The hard part isn't explaining things to judges, it's coming up with the fortunes necessary to pay lawyers to do it. That's why the big corporations have the advantage. They can afford to be wrong. In fact, it is literally their strategy to outlast their opponents in court by burning their money in legal fees. They can afford it, small companies can't and individuals will be literally bankrupted.
> Two programs can work the same way and still be distinct, independently developed works. This is especially true of programs that have to work in certain ways in order to be compatible.
This is like if a state lottery employee would claim "oh, but there are other recorded cases of people winning the lottery 2 times" to justify why he in particular won it 300 times in a row.
It is one thing for two similar implementations to appear from different sources (and a rather probable thing at that). What I said is that it is impossible for two _identical_ implementations to appear from two different sources, for anything but the most trivial of programs.
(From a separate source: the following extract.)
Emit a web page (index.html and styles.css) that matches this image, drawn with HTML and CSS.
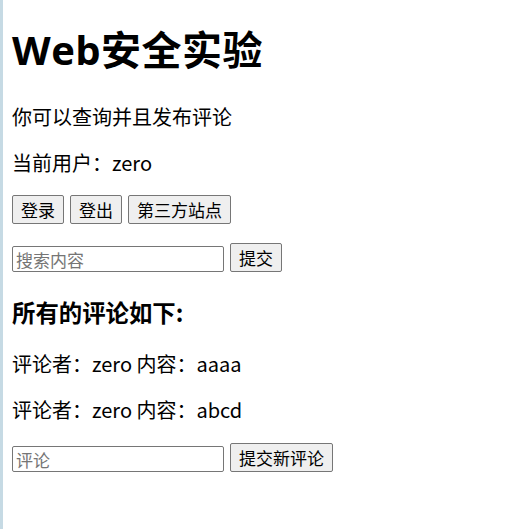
FILE: index.html
```html
<!DOCTYPE html>
<html lang="zh">
<head>
<meta charset="utf-8">
<title>Web安全实验</title>
<link rel="stylesheet" href="styles.css">
</head>
<body>
<div class="page">
  <h1 class="title">Web安全实验</h1>
  <p class="line">你可以查询并且发布评论</p>
  <p class="line">当前用户：zero</p>
  <div class="row">
    <button class="btn">登录</button>
    <button class="btn">登出</button>
    <button class="btn">第三方站点</button>
  </div>
  <form class="row form">
    <input class="field" type="text" placeholder="搜索内容">
    <button class="btn" type="button">提交</button>
  </form>
  <h3 class="subtitle">所有的评论如下:</h3>
  <p class="line">评论者：zero 内容：aaaa</p>
  <p class="line">评论者：zero 内容：abcd</p>
  <form class="row form">
    <input class="field" type="text" placeholder="评论">
    <button class="btn" type="button">提交新评论</button>
  </form>
</div>
</body>
</html>
```
FILE: styles.css
```css
html, body {
  margin: 0;
  padding: 0;
  background: #ffffff;
}
body {
  font-family: "Noto Sans CJK SC", "Noto Sans", sans-serif;
  color: #000;
}
.page {
  min-height: 529px;
  box-sizing: border-box;
  border-left: 3px solid #c6dae4;
  padding: 1px 0 0 9px;
}
.title {
  font-family: "Open Sans", "Noto Sans CJK SC", sans-serif;
  font-size: 40px;
  font-weight: 700;
  line-height: 48px;
  letter-spacing: 0.5px;
  margin: 25px 0 0 0;
}
.line {
  font-size: 20px;
  line-height: 26px;
  margin: 20px 0 0 0;
}
.title + .line {
  margin-top: 30px;
}
.row {
  display: flex;
  gap: 6px;
  align-items: flex-end;
  margin: 19px 0 0 0;
}
.form {
  margin-top: 19px;
}
.btn {
  font-family: "Noto Sans CJK SC", sans-serif;
  font-size: 17px;
  line-height: 22px;
  height: 29px;
  padding: 0 8px;
  background: #efefef;
  border: 1px solid #767676;
  border-radius: 2px;
  color: #000;
}
.field {
  font-family: "Noto Sans CJK SC", sans-serif;
  font-size: 17px;
  width: 212px;
  height: 26px;
  box-sizing: border-box;
  padding: 0 3px;
  border: 1px solid #767676;
  border-radius: 2px;
  margin-bottom: 0;
}
.field::placeholder {
  color: #757575;
}
.subtitle {
  font-size: 23.4px;
  font-weight: 700;
  line-height: 30px;
  margin: 25px 0 0 0;
}
.subtitle + .line {
  margin-top: 24px;
}
.subtitle ~ .form {
  margin-top: 20px;
}
```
Again, a decompiled program will not only work the same way as the original in the observable external behavior, it will also be identical even in its internal behavior (state machines, and everything). If you even admit that were literally looking at the first implementation while you were implementing the second one, or worse, that in fact it is an automated translation of it.... how can you even start to justify having a legal case? What do you exactly think copyright is for?
> If you did that and you didn't have a license, they'd sue you for trademark infringement.
FYI, this is _precisely_ what is actually allowed by the interoperability clause, at least in the EU. i.e. this "nintendo logo" trick was pointless back then and it is definitely pointless now. In simple terms, when there is _no other way_ to interoperate you are allowed to _violate copyright_ (i.e. re-distribute possibly copyrighted material without permission) to the extent that is required to allow this interoperability. For example, if company X decides to develop an encrypted protocol with a "proprietary" encryption algorithm, you may be allowed to re-distribute a subset of company X's encryption code (incl. key material) in order to talk with company X's hardware. This is allowed, and in fact my previous company used to do this (with utmost care).
But it does NOT mean that you can now re-distribute ALL of company X's software, use the entire firmware of company X's devices to create your own copycats, create tools to help others violate company X's copyright, or anything like. There's no way to interpret this provision in a way that allows you to free lunch.
Also note that even in this case you still _cannot_ (legally) use a trademark (e.g. you can't show the USB TM logo in your product's box), but no judge in the world will argue that using a hash of a logo as an encryption key is "using" the trademark. Laws are written for humans, not machines.
You keep posting this link even though many people have already told you it really doesn't mean what you think. I'm not an expert in US law, but even I can imagine that this case didn't really allow Accolade from suddenly being able to re-distribute Sega games nor their decompiled Sega game code. At most, it allowed them to use the decompiled Sega game code to develop their own Sega-hardware-compatible games, something which (unsurprisingly) looks very familiar to what I was explaining above about how it works in the EU.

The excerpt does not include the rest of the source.